DSS and Hive¶
- Interaction with the Hive global metastore
- Synchronisation to the Hive metastore
- Importing from the Hive metastore
- Hive execution engines
- Support for Hive authentication modes
- Support for Hive authorization modes
- No Hive security (No DSS User Isolation)
- Sentry (No DSS User Isolation)
- Sentry (DSS User Isolation enabled)
- Ranger (No DSS User Isolation)
- Ranger (DSS User Isolation enabled)
- Storage-based security (No DSS User Isolation)
- Cloudera-specific note
- Supported file formats
- Internal details
Hive is a tool of the Hadoop environment that allows running SQL queries on top of large amounts of HDFS data by leveraging the computation capabilities of the cluster. It can be used either as a semi-interactive SQL query interface to obtain query results, or as a batch tool to compute new datasets.

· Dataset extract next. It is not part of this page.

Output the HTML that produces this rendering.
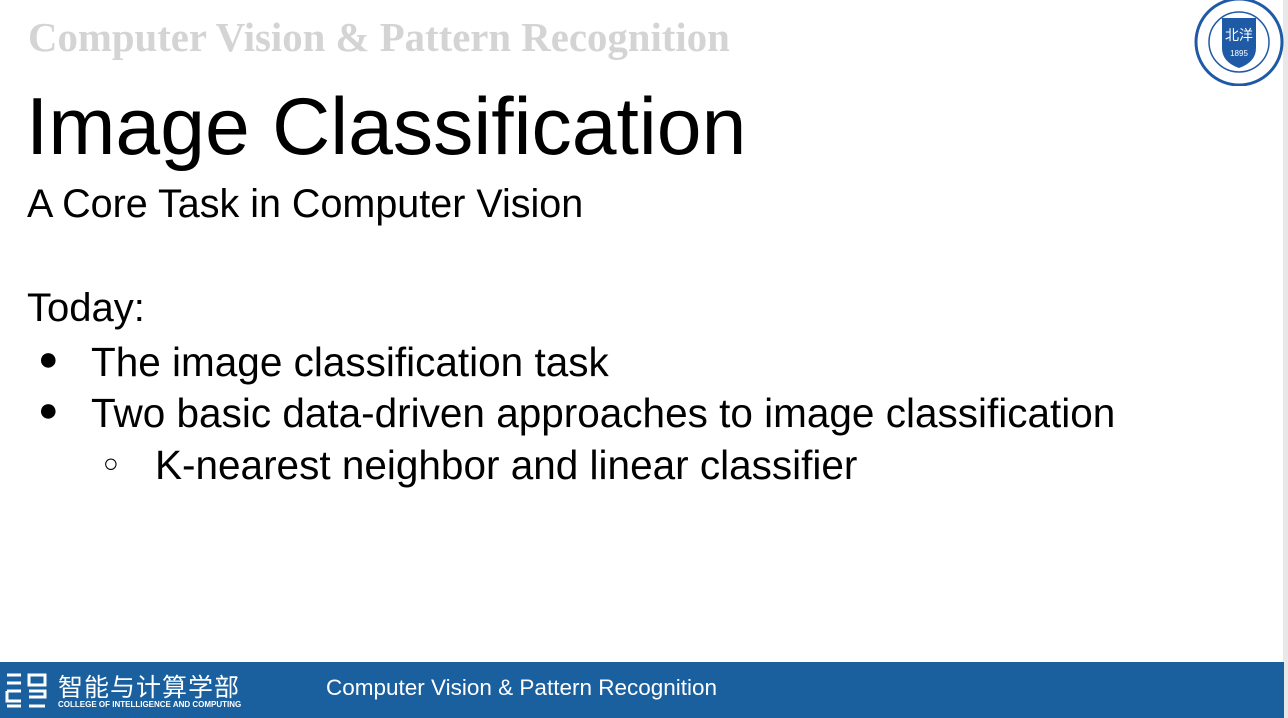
<!DOCTYPE html>
<html><head><meta charset="utf-8"><style>
body{margin:0;width:1288px;height:718px;overflow:hidden;background:#fff;position:relative;font-family:"Liberation Sans","Noto Sans CJK SC",sans-serif;}
.t{position:absolute;white-space:nowrap;color:#000;}
</style></head><body>
<div class="t" style="left:28px;top:14px;font-family:'Liberation Serif',serif;font-weight:bold;font-size:40.8px;color:#d4d4d4;">Computer Vision &amp; Pattern Recognition</div>
<div class="t" style="left:26px;top:81px;font-size:80.5px;">Image Classification</div>
<div class="t" style="left:27px;top:182px;font-size:39.5px;">A Core Task in Computer Vision</div>
<div class="t" style="left:27px;top:286px;font-size:40px;">Today:</div>
<div class="t" style="left:38px;top:340px;font-size:34px;">●</div>
<div class="t" style="left:91px;top:339px;font-size:40.5px;">The image classification task</div>
<div class="t" style="left:38px;top:391px;font-size:34px;">●</div>
<div class="t" style="left:91px;top:390px;font-size:40.5px;">Two basic data-driven approaches to image classification</div>
<div class="t" style="left:103px;top:448px;font-size:26px;">○</div>
<div class="t" style="left:155px;top:442px;font-size:40.5px;">K-nearest neighbor and linear classifier</div>
<div style="position:absolute;right:0;top:0;width:5px;height:718px;background:#e8e8e8"></div>
<svg style="position:absolute;left:1194px;top:0" width="90" height="86" viewBox="0 0 90 86">
<circle cx="45" cy="42" r="43" fill="#fff" stroke="#1f5aa6" stroke-width="3"/>
<circle cx="45" cy="42" r="30" fill="none" stroke="#1f5aa6" stroke-width="1.5"/>
<path d="M28 18 L62 18 L62 48 Q62 62 45 68 Q28 62 28 48 Z" fill="#1f5aa6"/>
<text x="45" y="40" font-size="14" fill="#fff" text-anchor="middle" font-family="Noto Sans CJK SC">北洋</text>
<text x="45" y="56" font-size="8" fill="#fff" text-anchor="middle">1895</text>
</svg>
<div style="position:absolute;left:0;top:662px;width:1284px;height:56px;background:#1a5f9e"></div>
<svg style="position:absolute;left:5px;top:671px" width="44" height="38" viewBox="0 0 44 38">
<g fill="none" stroke="#fff" stroke-width="3"><path d="M2 4h14M2 12h14M2 20h14M2 20v10h14"/><path d="M24 4h16v10H24zM24 20h16v6H24M2 35h14M24 35h16"/></g>
</svg>
<div class="t" style="left:58px;top:668px;font-size:25px;color:#fff;font-family:'Noto Sans CJK SC',sans-serif;letter-spacing:1px;">智能与计算学部</div>
<div class="t" style="left:58px;top:700px;font-size:8px;color:#fff;font-weight:bold;">COLLEGE OF INTELLIGENCE AND COMPUTING</div>
<div class="t" style="left:326px;top:675px;font-size:22.5px;color:#fff;">Computer Vision &amp; Pattern Recognition</div>
</body></html>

Hive maps datasets to virtual SQL tables.
DSS provides the following integration points with Hive :
- The Hive Recipe allows you to compute HDFS datasets as the results of Hive scripts
- All HDFS datasets can be made available in the Hive environment, where they can be used by any Hive-capable tool, even if these datasets were not computed using a Hive recipe. This is called “Hive metastore synchronization”
- The “Hive notebook” allows you to run Hive queries on any Hive database, whether they have been created by DSS or not
- DSS can import table definitions from Hive, and convert them to DSS HDFS dataset definitions
HDFS datasets in DSS are always true “HDFS datasets”. They are primarily a path on HDFS and may have an associated Hive table. DSS does not have “Hive-only datasets”, and accessing Hive tables as SQL datasets using “Other SQL databases” option is not supported.
The global metastore is the metastore that is used when the “hive” command is launched without arguments. These tables are defined in the database namespace configured in the corresponding HDFS connection.
- Create tables for the HDFS datasets into the global Hive metastore
- Import table definitions from the global Hive metastore as HDFS datasets
It is strongly recommended that your Hadoop cluster uses the “Shared metastore” mode for the global metastore.
This is the default behavior for Cloudera and Hortonworks Hadoop distributions
HDFS datasets in DSS are primarily what their name implies: HDFS datasets. In other words, a HDFS dataset in DSS is a reference to a folder on HDFS. It is not directly a reference to a Hive table.
However, each HDFS dataset in DSS can point to a Hive table. When a managed dataset is built, DSS automatically “pushes” its definition as the corresponding Hive table in the Hive metastore.
This means that as soon as a compatible HDFS dataset has been built, you can use the Hive notebook or any Hive query tool (like Cloudera Hue)
Whenever possible, metastore synchronization also ensures that the dataset is usable by Impala, ie. you can use the Impala Notebook, perform data visualization, or use with any Impala query tool (like impala-shell)
For more details, please see DSS and Impala
Metastore synchronization normally happens as part of the normal job run, after the dataset is built, but you can also force it manually by following the procedure outlined below.
If the schema of the DSS dataset has changed, DSS automatically updates it in the Hive metastore.
The Hive database and table associated to each dataset is configured in the settings of this dataset.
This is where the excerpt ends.